Donaldson uses a handheld GPS unit to tag the piles with product info, such as topsoil, subsoil, overburden and product, for example.

“This is pretty important for the reclamation and monitoring of the site,” he explains. “I walk around with a submeter GPS, identify the material and add it all to the maps. Anyone can tell you how much is in the piles these days, but operators need to know what’s in the piles, too.”

Donaldson uses the data he collects to produce annual operating reports for each pit. The operating reports he provides save Helm a great deal of time – and his clients money – because he no longer has to walk entire pits and GPS every pile.

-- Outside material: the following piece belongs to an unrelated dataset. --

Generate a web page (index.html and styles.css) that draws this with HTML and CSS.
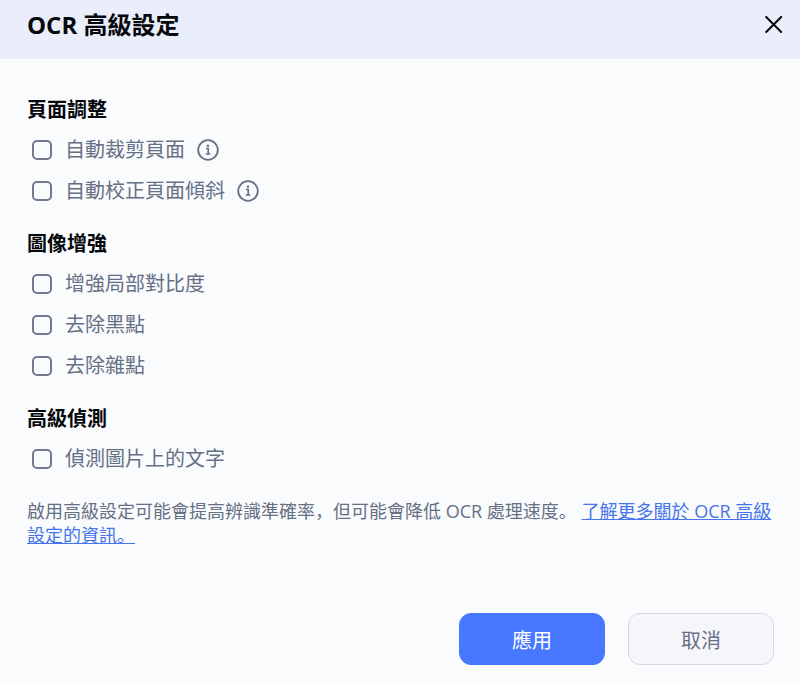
FILE: index.html
```html
<!DOCTYPE html>
<html lang="zh-CN">
<head>
  <meta charset="UTF-8">
  <meta name="viewport" content="width=device-width, initial-scale=1">
  <title>OCR 高級設定</title>
  <link rel="stylesheet" href="styles.css">
</head>
<body>

<header class="dialog-header">
  <h1>OCR 高級設定</h1>
  <button type="button" class="close" aria-label="關閉">
    <svg width="18" height="18" viewBox="0 0 18 18" fill="none" stroke="currentColor" stroke-width="2" stroke-linecap="round">
      <path d="M1.2 1L16.2 16M16.2 1L1.2 16"/>
    </svg>
  </button>
</header>

<main class="dialog-body">
  <section class="group">
    <h2>頁面調整</h2>
    <div class="option">
      <input type="checkbox" id="crop">
      <label for="crop">自動裁剪頁面</label>
      <svg class="info" width="22" height="22" viewBox="0 0 22 22" fill="none" stroke="currentColor">
        <circle cx="11" cy="11" r="9.8" stroke-width="1.8"/>
        <path d="M9 9.5H11.2V15M8.8 15H13.4" stroke-width="1.6"/>
        <circle cx="11" cy="6.8" r="1.2" fill="currentColor" stroke="none"/>
      </svg>
    </div>
    <div class="option">
      <input type="checkbox" id="deskew">
      <label for="deskew">自動校正頁面傾斜</label>
      <svg class="info" width="22" height="22" viewBox="0 0 22 22" fill="none" stroke="currentColor">
        <circle cx="11" cy="11" r="9.8" stroke-width="1.8"/>
        <path d="M9 9.5H11.2V15M8.8 15H13.4" stroke-width="1.6"/>
        <circle cx="11" cy="6.8" r="1.2" fill="currentColor" stroke="none"/>
      </svg>
    </div>
  </section>

  <section class="group">
    <h2>圖像增強</h2>
    <div class="option">
      <input type="checkbox" id="contrast">
      <label for="contrast">增強局部對比度</label>
    </div>
    <div class="option">
      <input type="checkbox" id="spots">
      <label for="spots">去除黑點</label>
    </div>
    <div class="option">
      <input type="checkbox" id="noise">
      <label for="noise">去除雜點</label>
    </div>
  </section>

  <section class="group">
    <h2>高級偵測</h2>
    <div class="option">
      <input type="checkbox" id="detect">
      <label for="detect">偵測圖片上的文字</label>
    </div>
  </section>

  <p class="note">啟用高級設定可能會提高辨識準確率，但可能會降低 OCR 處理速度。 <a href="#">了解更多關於 OCR 高級設定的資訊。</a></p>
</main>

<footer class="actions">
  <button type="button" class="btn primary">應用</button>
  <button type="button" class="btn">取消</button>
</footer>

</body>
</html>
```

FILE: styles.css
```css
* {
  box-sizing: border-box;
}

body {
  margin: 0;
  font-family: "Open Sans", "Noto Sans CJK SC", sans-serif;
  font-size: 20px;
  background-color: #f9fbfd;
  color: #667085;
}

/* Header */
.dialog-header {
  display: flex;
  justify-content: space-between;
  align-items: center;
  padding: 7px 8px 16px 27px;
  background-color: #e9eefa;
  color: #06080c;
}

h1 {
  margin: 0;
  font-size: 24px;
  font-weight: 700;
  line-height: 36px;
}

.close {
  display: flex;
  padding: 9px;
  border: none;
  background: none;
  color: inherit;
  cursor: pointer;
}

/* Options */
.dialog-body {
  padding: 36px 27px 0;
}

.group {
  margin-bottom: 18px;
}

h2 {
  margin: 0 0 4px;
  font-size: 20px;
  font-weight: 700;
  line-height: 30px;
  color: #06080c;
}

.option {
  display: flex;
  align-items: center;
  height: 41px;
  padding-left: 5px;
}

.option input {
  appearance: none;
  width: 20px;
  height: 20px;
  margin: 0 13px 0 0;
  border: 2px solid #717a8e;
  border-radius: 5px;
  cursor: pointer;
}

.option input:checked {
  background-color: #4878ff;
  border-color: #4878ff;
}

.option label {
  line-height: 30px;
  cursor: pointer;
}

.info {
  margin-left: 12px;
}

.note {
  margin: 20px 0 0;
  font-size: 18px;
  line-height: 24px;
}

.note a {
  color: #4674ea;
}

/* Buttons */
.actions {
  display: flex;
  justify-content: flex-end;
  gap: 23px;
  padding: 66px 26px 20px;
}

.btn {
  width: 146px;
  height: 52px;
  border: 1px solid #d6d9e3;
  border-radius: 12px;
  background-color: #f5f6fa;
  color: #667085;
  font-family: inherit;
  font-size: 20px;
  cursor: pointer;
}

.primary {
  border-color: #4878ff;
  background-color: #4878ff;
  color: #fff;
}
```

“It takes quite a bit of time to walk a whole active operating area; it is going to cost me a 12-hour day, and then I have to download that data and then I have to process it,” Helm explains. “Now I can get an operating plan done each year and all I have to do is spend my time on expanding on whatever James flies and finds out. If I’ve got issues, I’ll spot them with his data instead of me taking all that time to walk in there. Now I know where I need to go when I’m working in a pit.”

Reclamations
Silver Sage also plans on using the data it receives from the service provided by Skyridge Solutions for renewals of the conservation reclamation business plans (CRBP). These plans contain all the information on a pit including all the maps and cross-sections as well as any First Nation consultations. Helm says the data he obtains is a big help for working with his clients on continuous reclamation planning.

“Now my topsoil piles and subsoil piles can be identified,” he says. “If I can do this, then on Skyridge’s operating plans that James flies every year, it’s going to show the progressive reclamation [of a pit].”

The UAVs can also be used to identify bad sections within the reclamation that might require transplant islands, where producers can bring in some fresh topsoil with healthy seeds it so it will sprout up again.

Role of LiDAR
The role that LiDAR will play when combined with UAV technologies for managing pits has yet to be defined in Alberta.

“Our problem here is that there hasn’t been any standards or procedures to it, so there’s no defined way of reading it yet; as they know it,” Helm explains.

Helm would like to be able to combine LiDAR with drone technologies so he can cover heavily treed areas.

“The drone is great for all my open pits, and it’s great for my active excavation, but it can’t help me at all yet [for tree-covered areas],” Helm says. “I say ‘yet’ because you know [industry] is going to come up with something.”

Producers and consultants aren’t the only ones interested in using LiDAR technology on UAVs. The combination could also significantly improve provincial governments’ abilities to manage their pits.

Although the government would not be able to use UAVs to manage volumes being taken out of pits that are already active, it could oversee the volumes in a new pit, Helm says.

“But this will only work when the data is there,” he explains. “Right now, if a pit is totally treed they’re not going to get it. But once the technology catches up where they can get an accurate LiDAR reading of a pit, you bet that’s something they’re going to be using.”

Challenges ahead
Helm says educating individuals and companies on the benefits of the drones has been one the challenges he’s encountered since introducing the technology to his consulting business.

That said, as long his consulting business and its implementation of UAVs are helping producers stay in the black, then he expects Silver Sage and Skyridge Solutions to continue to prosper.